▶ **Exercise details**
Lines containing the string "styles" are to be collected in full.

▶ **Data excerpt**
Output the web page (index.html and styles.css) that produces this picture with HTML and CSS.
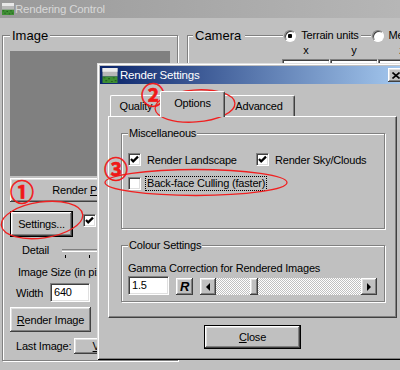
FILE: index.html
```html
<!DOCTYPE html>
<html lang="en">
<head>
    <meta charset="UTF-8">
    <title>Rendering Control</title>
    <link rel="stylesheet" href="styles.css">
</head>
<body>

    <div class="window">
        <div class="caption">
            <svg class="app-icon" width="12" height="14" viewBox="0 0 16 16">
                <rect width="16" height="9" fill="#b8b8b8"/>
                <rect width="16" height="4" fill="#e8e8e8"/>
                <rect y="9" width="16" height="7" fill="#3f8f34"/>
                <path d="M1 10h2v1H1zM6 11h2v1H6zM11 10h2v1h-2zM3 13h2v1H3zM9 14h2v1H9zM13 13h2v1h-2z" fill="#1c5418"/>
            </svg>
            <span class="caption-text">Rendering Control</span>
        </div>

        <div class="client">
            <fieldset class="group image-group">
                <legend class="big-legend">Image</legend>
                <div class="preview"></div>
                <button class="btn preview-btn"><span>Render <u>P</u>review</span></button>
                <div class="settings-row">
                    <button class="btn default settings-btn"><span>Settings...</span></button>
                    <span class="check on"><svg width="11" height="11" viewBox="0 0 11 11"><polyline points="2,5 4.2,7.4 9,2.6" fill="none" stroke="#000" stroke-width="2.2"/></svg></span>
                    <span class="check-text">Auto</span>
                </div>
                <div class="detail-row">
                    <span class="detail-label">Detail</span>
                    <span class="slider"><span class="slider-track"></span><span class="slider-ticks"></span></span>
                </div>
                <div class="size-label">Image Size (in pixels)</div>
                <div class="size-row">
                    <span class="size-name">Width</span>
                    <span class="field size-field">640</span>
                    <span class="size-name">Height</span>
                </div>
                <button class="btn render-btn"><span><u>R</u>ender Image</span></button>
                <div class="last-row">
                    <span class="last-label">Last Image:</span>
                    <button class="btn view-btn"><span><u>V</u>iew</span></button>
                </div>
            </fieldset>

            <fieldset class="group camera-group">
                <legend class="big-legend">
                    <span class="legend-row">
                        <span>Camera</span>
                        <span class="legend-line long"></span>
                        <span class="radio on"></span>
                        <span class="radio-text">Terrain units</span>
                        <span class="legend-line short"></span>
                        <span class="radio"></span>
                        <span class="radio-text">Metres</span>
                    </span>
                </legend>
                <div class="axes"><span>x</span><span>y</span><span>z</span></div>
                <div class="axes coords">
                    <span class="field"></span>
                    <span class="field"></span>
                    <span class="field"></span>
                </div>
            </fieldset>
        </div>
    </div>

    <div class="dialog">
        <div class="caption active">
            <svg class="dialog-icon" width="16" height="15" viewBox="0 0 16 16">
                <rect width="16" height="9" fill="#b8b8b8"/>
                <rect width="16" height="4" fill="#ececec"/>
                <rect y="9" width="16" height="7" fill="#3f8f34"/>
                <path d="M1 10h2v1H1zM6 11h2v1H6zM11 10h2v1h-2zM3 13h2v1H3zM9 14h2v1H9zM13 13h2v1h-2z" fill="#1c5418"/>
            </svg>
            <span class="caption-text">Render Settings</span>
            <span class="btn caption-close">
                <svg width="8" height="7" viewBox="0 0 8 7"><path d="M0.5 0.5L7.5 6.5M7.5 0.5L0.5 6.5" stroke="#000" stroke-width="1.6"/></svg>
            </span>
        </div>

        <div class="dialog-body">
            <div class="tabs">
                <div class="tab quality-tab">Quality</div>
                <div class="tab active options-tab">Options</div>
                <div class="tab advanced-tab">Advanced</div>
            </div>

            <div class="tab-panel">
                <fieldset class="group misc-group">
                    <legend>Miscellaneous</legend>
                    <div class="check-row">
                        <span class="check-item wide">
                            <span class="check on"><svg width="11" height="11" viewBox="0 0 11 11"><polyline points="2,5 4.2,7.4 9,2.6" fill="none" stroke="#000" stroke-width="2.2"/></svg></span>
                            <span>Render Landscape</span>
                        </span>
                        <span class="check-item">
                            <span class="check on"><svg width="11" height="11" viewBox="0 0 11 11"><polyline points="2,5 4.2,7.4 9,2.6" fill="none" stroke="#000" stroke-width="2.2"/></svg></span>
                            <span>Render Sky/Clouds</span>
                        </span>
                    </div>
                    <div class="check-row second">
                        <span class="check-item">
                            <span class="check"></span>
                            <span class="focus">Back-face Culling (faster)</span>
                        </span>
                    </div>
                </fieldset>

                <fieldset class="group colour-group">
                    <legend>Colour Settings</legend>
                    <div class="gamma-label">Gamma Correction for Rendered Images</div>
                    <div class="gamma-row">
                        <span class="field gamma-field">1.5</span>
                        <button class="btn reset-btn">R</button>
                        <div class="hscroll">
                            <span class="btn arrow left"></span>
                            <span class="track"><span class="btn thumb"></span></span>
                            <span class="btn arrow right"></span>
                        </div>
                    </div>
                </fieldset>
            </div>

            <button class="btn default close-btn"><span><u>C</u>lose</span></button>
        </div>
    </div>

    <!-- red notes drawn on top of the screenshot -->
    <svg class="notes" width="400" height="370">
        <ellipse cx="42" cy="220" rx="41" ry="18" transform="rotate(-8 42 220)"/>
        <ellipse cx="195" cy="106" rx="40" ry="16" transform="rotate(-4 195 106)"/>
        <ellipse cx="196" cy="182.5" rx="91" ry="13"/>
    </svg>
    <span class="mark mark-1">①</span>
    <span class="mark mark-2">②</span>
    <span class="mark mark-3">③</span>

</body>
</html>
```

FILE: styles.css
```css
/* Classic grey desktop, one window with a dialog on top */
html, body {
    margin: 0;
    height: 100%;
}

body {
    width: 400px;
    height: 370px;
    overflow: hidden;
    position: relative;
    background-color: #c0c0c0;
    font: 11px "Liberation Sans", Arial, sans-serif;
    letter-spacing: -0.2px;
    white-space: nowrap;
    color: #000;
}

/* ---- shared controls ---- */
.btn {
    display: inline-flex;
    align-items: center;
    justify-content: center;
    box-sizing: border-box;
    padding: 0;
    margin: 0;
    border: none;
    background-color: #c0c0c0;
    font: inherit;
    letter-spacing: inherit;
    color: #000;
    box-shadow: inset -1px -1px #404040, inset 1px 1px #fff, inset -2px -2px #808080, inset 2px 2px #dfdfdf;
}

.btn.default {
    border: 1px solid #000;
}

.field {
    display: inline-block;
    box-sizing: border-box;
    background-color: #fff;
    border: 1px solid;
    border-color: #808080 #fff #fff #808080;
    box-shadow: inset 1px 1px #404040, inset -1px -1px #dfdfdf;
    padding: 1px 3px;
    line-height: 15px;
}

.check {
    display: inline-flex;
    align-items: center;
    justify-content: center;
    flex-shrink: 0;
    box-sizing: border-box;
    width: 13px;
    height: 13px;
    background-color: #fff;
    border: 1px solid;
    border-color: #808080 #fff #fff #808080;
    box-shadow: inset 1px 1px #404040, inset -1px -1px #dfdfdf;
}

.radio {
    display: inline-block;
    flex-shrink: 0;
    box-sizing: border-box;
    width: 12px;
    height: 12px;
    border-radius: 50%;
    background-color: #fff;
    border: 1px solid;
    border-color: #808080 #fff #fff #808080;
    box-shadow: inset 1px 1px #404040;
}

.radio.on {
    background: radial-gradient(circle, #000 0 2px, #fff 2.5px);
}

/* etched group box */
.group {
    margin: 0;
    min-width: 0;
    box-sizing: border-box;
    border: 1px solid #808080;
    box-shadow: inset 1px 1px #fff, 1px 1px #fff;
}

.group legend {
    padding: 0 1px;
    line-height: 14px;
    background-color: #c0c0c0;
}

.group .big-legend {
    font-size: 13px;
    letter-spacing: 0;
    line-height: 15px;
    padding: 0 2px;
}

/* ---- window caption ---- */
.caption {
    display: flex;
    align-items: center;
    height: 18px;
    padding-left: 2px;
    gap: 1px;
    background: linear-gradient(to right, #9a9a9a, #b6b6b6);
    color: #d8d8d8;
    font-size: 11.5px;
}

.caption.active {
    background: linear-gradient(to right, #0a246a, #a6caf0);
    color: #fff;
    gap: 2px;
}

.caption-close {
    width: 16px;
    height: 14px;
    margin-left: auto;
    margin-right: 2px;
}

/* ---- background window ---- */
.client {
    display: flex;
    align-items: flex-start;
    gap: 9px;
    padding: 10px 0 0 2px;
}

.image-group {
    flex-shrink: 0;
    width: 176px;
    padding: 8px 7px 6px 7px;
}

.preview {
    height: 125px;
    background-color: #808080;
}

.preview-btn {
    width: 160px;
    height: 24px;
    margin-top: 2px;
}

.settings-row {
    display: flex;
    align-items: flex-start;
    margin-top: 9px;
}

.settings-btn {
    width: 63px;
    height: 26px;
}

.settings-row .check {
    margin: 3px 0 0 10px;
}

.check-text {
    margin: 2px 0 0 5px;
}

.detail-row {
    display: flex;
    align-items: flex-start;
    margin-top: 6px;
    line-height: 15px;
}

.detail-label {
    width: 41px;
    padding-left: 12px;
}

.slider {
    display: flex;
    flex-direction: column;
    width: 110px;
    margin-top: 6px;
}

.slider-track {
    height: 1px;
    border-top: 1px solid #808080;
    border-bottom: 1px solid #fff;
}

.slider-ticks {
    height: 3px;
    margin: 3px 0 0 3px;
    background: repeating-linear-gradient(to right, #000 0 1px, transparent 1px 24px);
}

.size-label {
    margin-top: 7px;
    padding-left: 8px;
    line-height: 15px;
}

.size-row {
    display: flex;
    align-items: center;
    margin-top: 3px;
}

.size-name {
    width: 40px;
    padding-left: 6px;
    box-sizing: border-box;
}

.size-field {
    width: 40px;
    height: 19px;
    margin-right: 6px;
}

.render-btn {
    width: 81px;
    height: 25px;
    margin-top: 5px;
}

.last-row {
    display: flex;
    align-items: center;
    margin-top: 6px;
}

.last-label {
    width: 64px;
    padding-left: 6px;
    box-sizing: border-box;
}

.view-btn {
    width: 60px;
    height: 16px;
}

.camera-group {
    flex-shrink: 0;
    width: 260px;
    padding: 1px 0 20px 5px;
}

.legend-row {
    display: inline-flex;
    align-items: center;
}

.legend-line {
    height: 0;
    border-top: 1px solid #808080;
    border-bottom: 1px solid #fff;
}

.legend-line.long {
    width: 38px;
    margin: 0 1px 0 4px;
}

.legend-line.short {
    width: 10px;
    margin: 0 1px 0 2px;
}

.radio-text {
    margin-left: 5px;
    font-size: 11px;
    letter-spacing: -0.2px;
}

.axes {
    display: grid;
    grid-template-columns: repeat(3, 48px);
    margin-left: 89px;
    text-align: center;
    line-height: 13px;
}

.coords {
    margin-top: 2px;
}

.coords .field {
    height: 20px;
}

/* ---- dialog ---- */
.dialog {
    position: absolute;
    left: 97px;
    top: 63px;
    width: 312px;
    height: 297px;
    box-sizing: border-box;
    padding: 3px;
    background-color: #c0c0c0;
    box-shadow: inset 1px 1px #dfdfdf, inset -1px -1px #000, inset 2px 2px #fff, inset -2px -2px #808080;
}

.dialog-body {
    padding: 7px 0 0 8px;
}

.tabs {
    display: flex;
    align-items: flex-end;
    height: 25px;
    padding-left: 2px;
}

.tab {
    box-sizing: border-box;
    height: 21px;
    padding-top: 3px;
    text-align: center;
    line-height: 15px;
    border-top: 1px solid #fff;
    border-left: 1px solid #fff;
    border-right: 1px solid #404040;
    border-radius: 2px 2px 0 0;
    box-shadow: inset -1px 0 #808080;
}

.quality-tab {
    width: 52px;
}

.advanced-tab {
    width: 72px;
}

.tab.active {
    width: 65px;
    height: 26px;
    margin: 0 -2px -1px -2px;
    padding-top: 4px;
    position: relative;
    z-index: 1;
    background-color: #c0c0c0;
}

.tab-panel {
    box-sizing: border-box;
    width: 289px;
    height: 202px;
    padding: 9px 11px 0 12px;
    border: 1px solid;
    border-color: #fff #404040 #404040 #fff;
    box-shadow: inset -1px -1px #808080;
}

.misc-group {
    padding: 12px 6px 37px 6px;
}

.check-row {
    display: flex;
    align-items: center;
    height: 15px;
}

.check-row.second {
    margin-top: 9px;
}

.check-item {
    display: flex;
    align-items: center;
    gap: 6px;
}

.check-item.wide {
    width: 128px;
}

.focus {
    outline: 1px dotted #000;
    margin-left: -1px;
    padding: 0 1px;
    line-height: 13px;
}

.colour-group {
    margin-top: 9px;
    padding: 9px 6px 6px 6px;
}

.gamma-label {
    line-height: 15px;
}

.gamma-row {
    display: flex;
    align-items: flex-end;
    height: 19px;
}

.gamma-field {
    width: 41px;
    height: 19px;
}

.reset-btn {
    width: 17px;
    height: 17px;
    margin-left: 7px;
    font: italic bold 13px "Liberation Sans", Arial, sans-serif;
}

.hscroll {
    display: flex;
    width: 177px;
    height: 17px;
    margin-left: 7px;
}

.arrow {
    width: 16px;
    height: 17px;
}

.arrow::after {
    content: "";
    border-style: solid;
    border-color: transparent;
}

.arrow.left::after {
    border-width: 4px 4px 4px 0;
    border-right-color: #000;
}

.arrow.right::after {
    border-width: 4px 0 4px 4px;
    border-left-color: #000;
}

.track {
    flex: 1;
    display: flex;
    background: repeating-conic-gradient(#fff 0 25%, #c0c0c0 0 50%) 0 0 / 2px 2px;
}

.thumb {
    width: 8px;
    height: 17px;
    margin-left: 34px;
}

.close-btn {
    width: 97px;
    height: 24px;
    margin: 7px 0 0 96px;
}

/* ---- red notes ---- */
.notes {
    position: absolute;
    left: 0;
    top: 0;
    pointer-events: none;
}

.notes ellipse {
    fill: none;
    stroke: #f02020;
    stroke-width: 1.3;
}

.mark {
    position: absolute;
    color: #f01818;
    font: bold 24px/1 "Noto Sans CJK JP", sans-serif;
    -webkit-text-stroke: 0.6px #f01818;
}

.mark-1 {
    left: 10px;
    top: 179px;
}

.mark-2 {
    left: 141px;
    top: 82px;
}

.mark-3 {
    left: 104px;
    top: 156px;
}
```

▶ **Task result**
Output the web page (index.html and styles.css) that produces this picture with HTML and CSS.
    <link rel="stylesheet" href="styles.css">
FILE: styles.css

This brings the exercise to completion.